The strong freight market is primarily supported by continued high activity in the Chinese steel industry, with record high steel export volumes. In addition, several other industries are doing well and congestion is tying up substantial tonnage volumes, as ports are often not able to develop their infrastructure in pace with the rising trade volumes.

China is now producing much more steel than what is needed to cover its own demand. China’s steel exports almost doubled from about 20 million tonnes in first half last year to about 38 million tonnes in first half this year. In July, world pig iron production, requiring iron ore and coal, was 7.2 per cent higher than in the same month last year. Over the first seven months of 2007, world pig iron production was 8.6 per cent higher than in the corresponding period last year. China’s pig iron production was 13.5 per cent higher in July than one year ago, whereas the rest of the world saw an increase of 3.2 per cent. For the first seven months of this year, China’s pig iron production was up 16.5 per cent, whereas the rest of the world experienced a modest increase of 1.9 per cent.

Looking at rate developments, it appears that average Capesize spot rates dropped strongly from a peak of almost USD 115,000 per day in mid-May to just USD 72,000 in mid-June. At end-August, they had reached USD 127,000, with Imarex forward quotations as high as USD 103,300 for calendar 2008 and USD 74,500 for calendar 2009. At the end of August, average Panamax spot rates stood at USD 61,500, with calendar 2008 at USD 54,400 and calendar 2009 at USD 39,200. Supramax spot rates averaged USD 52,200, with 2008 quotations at USD 45,000 and 2009 quotations at USD 32,500. Handymax spot rates at end-August averaged USD 36,200, with 2008 quotations at USD 29,800 and 2009 quotations at USD 21,700 per day.
With such high rates, often two to three times higher than break-even rates for vessels acquired in the present heated market, it would not be surprising to see cargo owners become shipowners to a larger extent, at least temporarily.
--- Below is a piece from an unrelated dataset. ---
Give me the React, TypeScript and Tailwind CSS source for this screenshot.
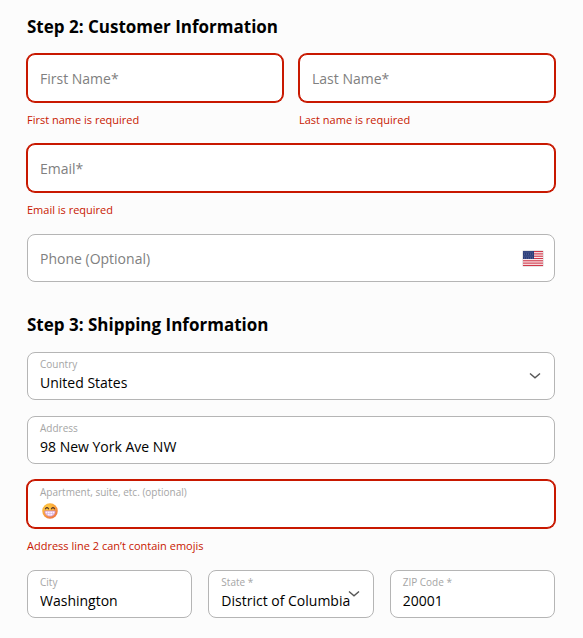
import { useId, useState, type ReactNode } from 'react'
import clsx from 'clsx'

type FieldProps = {
  label: string
  initial?: string
  error?: string
  type?: string
  options?: string[]
  hideText?: boolean
  children?: ReactNode
}

function Field({ label, initial = '', error, type = 'text', options, hideText, children }: FieldProps) {
  const id = useId()
  const [value, setValue] = useState(initial)
  const filled = value !== ''

  return (
    <div className="min-w-0">
      <div
        className={clsx(
          'relative flex h-12 flex-col justify-center rounded-lg border bg-white px-3',
          error ? 'border-[#c81800] ring-1 ring-[#c81800]' : 'border-[#b5b5b5]'
        )}
      >
        {/* the label rests over the empty input and moves above the text once filled */}
        <label
          htmlFor={id}
          className={clsx(
            filled
              ? 'py-px text-[10px] leading-3 text-[#a5a5a5]'
              : 'pointer-events-none absolute inset-x-3 top-3 text-sm leading-6 text-[#808080]'
          )}
        >
          {label}
        </label>
        {options ? (
          <select
            id={id}
            value={value}
            onChange={(e) => setValue(e.target.value)}
            className="w-full appearance-none bg-transparent text-sm leading-6 text-black outline-none"
          >
            {options.map((o) => (
              <option key={o}>{o}</option>
            ))}
          </select>
        ) : (
          <input
            id={id}
            type={type}
            value={value}
            onChange={(e) => setValue(e.target.value)}
            aria-invalid={!!error}
            className={clsx(
              'w-full bg-transparent text-sm leading-6 outline-none',
              hideText && value === initial ? 'text-transparent' : 'text-black'
            )}
          />
        )}
        {options && (
          <svg
            viewBox="0 0 12 8"
            className="pointer-events-none absolute top-[19px] right-[13px] h-2 w-3 fill-none stroke-[#555555]"
            strokeWidth="1.4"
          >
            <path d="M1 1.5 6 5.8l5-4.3" />
          </svg>
        )}
        {hideText && value !== initial ? null : children}
      </div>
      {error && <p className="pt-2.5 text-[11px] leading-4 text-[#c81800]">{error}</p>}
    </div>
  )
}

function UsFlag() {
  return (
    <svg viewBox="0 0 22 17" className="absolute top-[15px] right-[10px] h-[17px] w-[22px]">
      <rect width="22" height="17" rx="2" fill="#e6e6e6" />
      <rect x="1" y="1" width="20" height="15" fill="#fff" />
      {[0, 1, 2, 3, 4, 5, 6].map((i) => (
        <rect key={i} x="1" y={1 + i * 2.3} width="20" height="1.2" fill="#d0384a" />
      ))}
      <rect x="1" y="1" width="11" height="8" fill="#2b3c78" />
      {[2, 4, 6, 8].map((y) =>
        [2, 4, 6, 8, 10].map((x) => (
          <circle key={`${x}-${y}`} cx={x + (y % 4 ? 0 : 0.7)} cy={y} r="0.4" fill="#a9b3d3" />
        ))
      )}
    </svg>
  )
}

function GrinEmoji() {
  return (
    <svg viewBox="0 0 32 32" className="pointer-events-none absolute top-[22px] left-[14px] size-4">
      <defs>
        <radialGradient id="grin" cx="0.35" cy="0.3" r="0.8">
          <stop offset="0" stopColor="#ffcf45" />
          <stop offset="0.55" stopColor="#fba73a" />
          <stop offset="1" stopColor="#ec6a45" />
        </radialGradient>
      </defs>
      <circle cx="16" cy="16" r="15.5" fill="url(#grin)" />
      <path d="M7 11.5q3-4.5 6 0M19 11.5q3-4.5 6 0" fill="none" stroke="#56352b" strokeWidth="2.6" strokeLinecap="round" />
      <path d="M5.5 16h21c0 7-4.5 10.5-10.5 10.5S5.5 23 5.5 16Z" fill="#fdf6ff" stroke="#c069ad" strokeWidth="1.4" />
      <path d="M7 21h18M11 17v8M16 17v9M21 17v8" stroke="#d9abdc" strokeWidth="1.2" />
    </svg>
  )
}

export default function App() {
  return (
    <form
      className="min-h-screen bg-[#fcfcfc] pt-3 pr-7 pb-5 pl-[27px] font-['Open_Sans',sans-serif]"
      noValidate
    >
      <section>
        <h2 className="text-[17px] leading-[30px] font-bold text-black">Step 2: Customer Information</h2>
        <div className="mt-3 grid gap-4">
          <div className="grid grid-cols-2 gap-4">
            <Field label="First Name*" error="First name is required" />
            <Field label="Last Name*" error="Last name is required" />
          </div>
          <Field label="Email*" type="email" error="Email is required" />
          <Field label="Phone (Optional)" type="tel">
            <UsFlag />
          </Field>
        </div>
      </section>

      <section className="mt-7">
        <h2 className="text-[17px] leading-[30px] font-bold text-black">Step 3: Shipping Information</h2>
        <div className="mt-3 grid gap-4">
          <Field label="Country" initial="United States" options={['United States', 'Canada']} />
          <Field label="Address" initial="98 New York Ave NW" />
          <Field
            label="Apartment, suite, etc. (optional)"
            initial="😁"
            error="Address line 2 can’t contain emojis"
            hideText
          >
            <GrinEmoji />
          </Field>
          <div className="grid grid-cols-3 gap-4">
            <Field label="City" initial="Washington" />
            <Field
              label="State *"
              initial="District of Columbia"
              options={['District of Columbia', 'Maryland', 'Virginia']}
            />
            <Field label="ZIP Code *" initial="20001" />
          </div>
        </div>
      </section>
    </form>
  )
}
Ordering of bulk carrier newbuildings reached almost 74 million dwt over the first eight months of this year, against less than 16 million dwt in the corresponding period last year. For comparison, tanker newbuilding orders dropped from about 48 million dwt to about 20 million dwt. Bulk carrier newbuilding prices have increased much more than tanker newbuilding prices. So far this year bulk carrier demolition sales total less than 0.2 million dwt, with no sales reported over the past four months.

The bulk carrier fleet at the beginning of September 2007 stood at 382.3 million dwt, up 6.4 per cent from 359.2 million dwt one year before. At the same time, the bulk carrier order book increased about 91 per cent from 74.4 million dwt to 141.9 million dwt. This means that the order book share compared to the existing fleet rose from about 21 per cent to 37 per cent over the past twelve months.
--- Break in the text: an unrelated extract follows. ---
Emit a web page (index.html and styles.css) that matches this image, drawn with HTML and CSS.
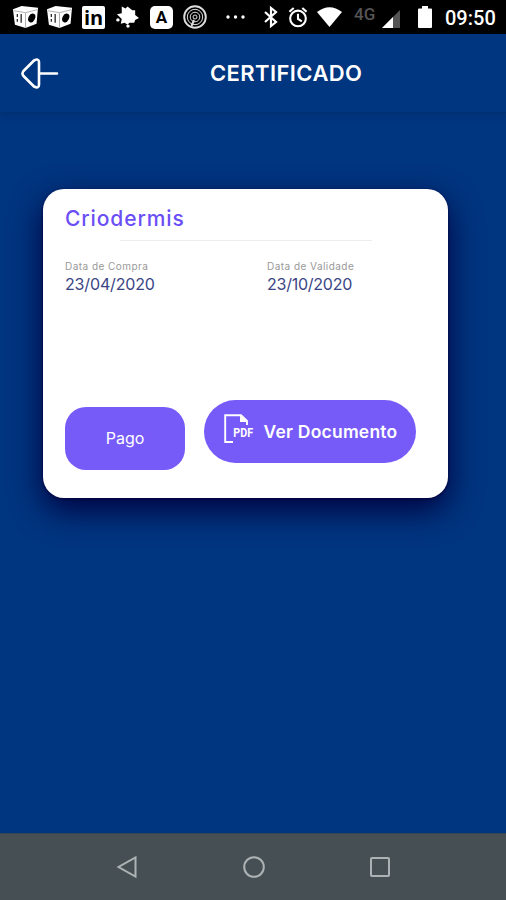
FILE: index.html
```html
<!DOCTYPE html>
<html lang="pt">
<head>
<meta charset="utf-8">
<title>Certificado</title>
<meta name="viewport" content="width=device-width">
<link rel="stylesheet" href="styles.css">
</head>
<body>
<div class="status">
  <div class="notifications">
    <svg class="box" viewBox="0 0 26 24"><path d="M0 4 9 .5 26 2.500 24.500 19 13 23.500 2 20Z" fill="#fff"/><path d="M1 5.500 13 7.500 25 4.500M13 8V23" fill="none" stroke="#999" stroke-width=".8"/><path d="M4.500 9V12M4.500 14V17M8.500 9V18" fill="none" stroke="#222" stroke-width="1.300"/><ellipse cx="19.500" cy="13" rx="3.400" ry="4.800" transform="rotate(25 19.500 13)" fill="#000"/></svg>
    <svg class="box" viewBox="0 0 26 24"><path d="M0 4 9 .5 26 2.500 24.500 19 13 23.500 2 20Z" fill="#fff"/><path d="M1 5.500 13 7.500 25 4.500M13 8V23" fill="none" stroke="#999" stroke-width=".8"/><path d="M4.500 9V12M4.500 14V17M8.500 9V18" fill="none" stroke="#222" stroke-width="1.300"/><ellipse cx="19.500" cy="13" rx="3.400" ry="4.800" transform="rotate(25 19.500 13)" fill="#000"/></svg>
    <span class="tile linkedin">in</span>
    <svg class="leaf" viewBox="0 0 24 24"><path d="M6 1 10 3 12 1 17 5 20 5 20 10 24 13 20 15 19 18 14 18 12 20 9 18 5 19 6 14 1 9 6 8Z" fill="#fff"/><circle cx="2" cy="15" r="1.800" fill="#fff"/><circle cx="12.500" cy="21.500" r="1.800" fill="#fff"/></svg>
    <span class="tile letter">A</span>
    <svg class="radar" viewBox="0 0 24 24" fill="none" stroke="#ddd"><circle cx="12" cy="12" r="10.800" stroke-width="1.900"/><circle cx="12" cy="12" r="7.700"/><circle cx="12" cy="12" r="4.800"/><circle cx="12" cy="12" r="2"/><path d="M11 15 8.500 21" stroke-width="2"/></svg>
    <svg class="dots" viewBox="0 0 20 4" fill="#fff"><circle cx="2" cy="2" r="1.700"/><circle cx="9.500" cy="2" r="1.700"/><circle cx="17" cy="2" r="1.700"/></svg>
  </div>
  <div class="system">
    <svg class="bluetooth" viewBox="0 0 14 22"><path d="M1 6 12 16 7 20V2L12 6 1 16" fill="none" stroke="#fff" stroke-width="2.200"/></svg>
    <svg class="alarm" viewBox="0 0 20 22" fill="none" stroke="#fff" stroke-width="2.200"><circle cx="10" cy="12" r="8.200"/><path d="M1 5 5.500 1M19 5 14.500 1M10 7V12.500L14 15"/></svg>
    <svg class="wifi" viewBox="0 0 25 20"><path d="M0 5Q12.500-4.500 25 5L12.500 20Z" fill="#fff"/></svg>
    <span class="network">4G</span>
    <svg class="signal" viewBox="0 0 18 18"><path d="M18 0V18H0Z" fill="#555"/><path d="M11 7V18H0Z" fill="#fff"/></svg>
    <svg class="battery" viewBox="0 0 14 22"><path d="M4 0H10V2.500H13Q14 2.500 14 3.500V21Q14 22 13 22H1Q0 22 0 21V3.500Q0 2.500 1 2.500H4Z" fill="#fff"/></svg>
    <span class="clock">09:50</span>
  </div>
</div>
<header class="header">
  <svg class="back" viewBox="0 0 38 32" fill="none" stroke="#fff" stroke-width="2.600" stroke-linecap="round" stroke-linejoin="round"><path d="M13 2.500 2.500 13Q.5 15.500 2.500 18L13 28.500Q17.800 31 18 27V4Q17.800 0 13 2.500ZM18 15.500H36"/></svg>
  <h1 class="title">CERTIFICADO</h1>
</header>
<main class="main">
  <section class="card">
    <h2 class="name">Criodermis</h2>
    <div class="divider"></div>
    <div class="dates">
      <div><div class="label">Data de Compra</div><div class="date date-buy">23/04/2020</div></div>
      <div><div class="label">Data de Validade</div><div class="date">23/10/2020</div></div>
    </div>
    <div class="actions">
      <div class="paid">Pago</div>
      <button class="document">
        <svg class="pdf" viewBox="0 0 30 30"><path d="M9 28H1.200V1.200H17L23 7V11" fill="none" stroke="#fff" stroke-width="1.900"/><path d="M16 1V8H23Z" fill="#fff"/><text class="pdf-text" x="9.300" y="23" textLength="19.700" lengthAdjust="spacingAndGlyphs">PDF</text></svg>
        <span>Ver Documento</span>
      </button>
    </div>
  </section>
</main>
<nav class="nav">
  <svg viewBox="0 0 24 24"><path d="M20.500 2.500V21.500L3.500 12Z"/></svg>
  <svg viewBox="0 0 24 24"><circle cx="12" cy="12" r="9.800"/></svg>
  <svg viewBox="0 0 24 24"><rect x="3" y="3" width="18" height="18" rx="1"/></svg>
</nav>
</body>
</html>
```
FILE: styles.css
```css
* { box-sizing: border-box; }
body {
  margin: 0;
  width: 506px;
  height: 900px;
  display: flex;
  flex-direction: column;
  background: #00357f;
  font-family: Inter, sans-serif;
  overflow: hidden;
}
svg { display: block; flex: none; }
h1, h2 { margin: 0; }

.status {
  height: 34px;
  display: flex;
  justify-content: space-between;
  padding: 0 11px 0 13px;
  background: #000;
  color: #fff;
}
.notifications, .system { display: flex; align-items: center; }
.box { width: 25px; height: 24px; margin-right: 9px; }
.tile {
  width: 23px;
  height: 23px;
  background: #fff;
  color: #000;
  text-align: center;
  font: bold 20px/24px "Open Sans", sans-serif;
  border-radius: 2px;
}
.linkedin { margin: 0 11px 0 1px; }
.leaf { width: 23px; height: 24px; }
.letter { margin: 0 11px; border-radius: 5px; font: bold 17px/23px Roboto, sans-serif; }
.radar { width: 24px; height: 24px; margin: 0 19px 0 -1px; }
.dots { width: 20px; height: 4px; }
.bluetooth { width: 14px; height: 22px; margin-right: 10px; }
.alarm { width: 20px; height: 21px; margin-right: 9px; }
.wifi { width: 25px; height: 20px; margin-right: 12px; }
.network { width: 28px; color: #555; font: 500 17px/20px Roboto, sans-serif; margin-top: -7px; }
.signal { width: 18px; height: 18px; margin: 3px 18px 0 0; }
.battery { width: 14px; height: 22px; margin-right: 13px; }
.clock { width: 50px; margin-top: 2px; font: 500 20px/34px Roboto, sans-serif; white-space: nowrap; }

.header {
  height: 79px;
  display: flex;
  align-items: center;
  padding-left: 21px;
  border-bottom: 1px solid #003071;
  box-shadow: 0 2px 5px #002b6a80;
}
.back { width: 38px; height: 32px; margin-top: 2px; }
.title {
  margin: 0 0 0 151px;
  color: #fff;
  font-size: 22px;
  line-height: 30px;
  font-weight: 600;
  letter-spacing: .4px;
}

.main { flex: 1; padding: 76px 58px 0 43px; }
.card {
  height: 309px;
  padding: 16px 22px 0;
  border-radius: 21px;
  background: #fff;
  box-shadow: 0 12px 32px #00003f, 0 1px 3px #00003b;
}
.name {
  color: #6b4ff5;
  font-size: 21px;
  line-height: 28px;
  font-weight: 500;
  letter-spacing: .9px;
}
.divider { width: 252px; height: 1px; margin: 7px 0 0 55px; background: #ededf0; }
.dates { display: grid; grid-template-columns: 202px 1fr; margin-top: 19px; }
.label { color: #999; font-size: 10px; line-height: 12px; white-space: nowrap; letter-spacing: .46px; }
.date { color: #394584; font-size: 16px; line-height: 25px; font-weight: 400; letter-spacing: -.25px; }
.date-buy { letter-spacing: -.15px; }
.actions { display: flex; gap: 19px; margin-top: 103px; }
.paid {
  width: 120px;
  height: 63px;
  margin-top: 7px;
  border-radius: 21px;
  background: #765bf9;
  color: #fff;
  text-align: center;
  font-size: 16px;
  line-height: 62px;
}
.document {
  width: 212px;
  height: 63px;
  padding: 0 0 0 20px;
  border: 0;
  border-radius: 32px;
  background: #765bf9;
  color: #fff;
  display: flex;
  align-items: center;
  gap: 9.500px;
  font: 600 17.500px/24px Inter, sans-serif;
  letter-spacing: .22px;
  white-space: nowrap;
  flex: none;
}
.pdf { width: 30px; height: 30px; margin-top: -5px; }
.pdf-text { font: bold 12px Roboto, sans-serif; letter-spacing: 0; fill: #fff; }

.nav {
  height: 67px;
  display: flex;
  justify-content: center;
  align-items: center;
  gap: 102.500px;
  padding-left: 1px;
  background: #464f53;
  border-top: 1px solid #344752;
}
.nav svg { width: 24px; height: 24px; fill: none; stroke: #adb3b5; stroke-width: 2; }
```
A closer look at size ranges shows very large differences with regard to order book shares.

Thus, the order book for 10–50,000 dwt corresponded to just about 10 per cent compared to the existing fleet (with three per cent for 10–25,000 dwt, 17 per cent for 25–40,000 dwt, and four per cent for 40–50,000 dwt).
Whereas very few orders are placed for the smallest size range of bulk carriers, it is amazing to observe the revival of multi-purpose vessels. At the beginning of this year, only two per cent were below five years old. Now, the order book stands at 24 per cent compared to the existing fleet. This vessel type is very flexible in combining voyages with minor bulk cargo lots with various types of project cargo and top end containers in opposite directions.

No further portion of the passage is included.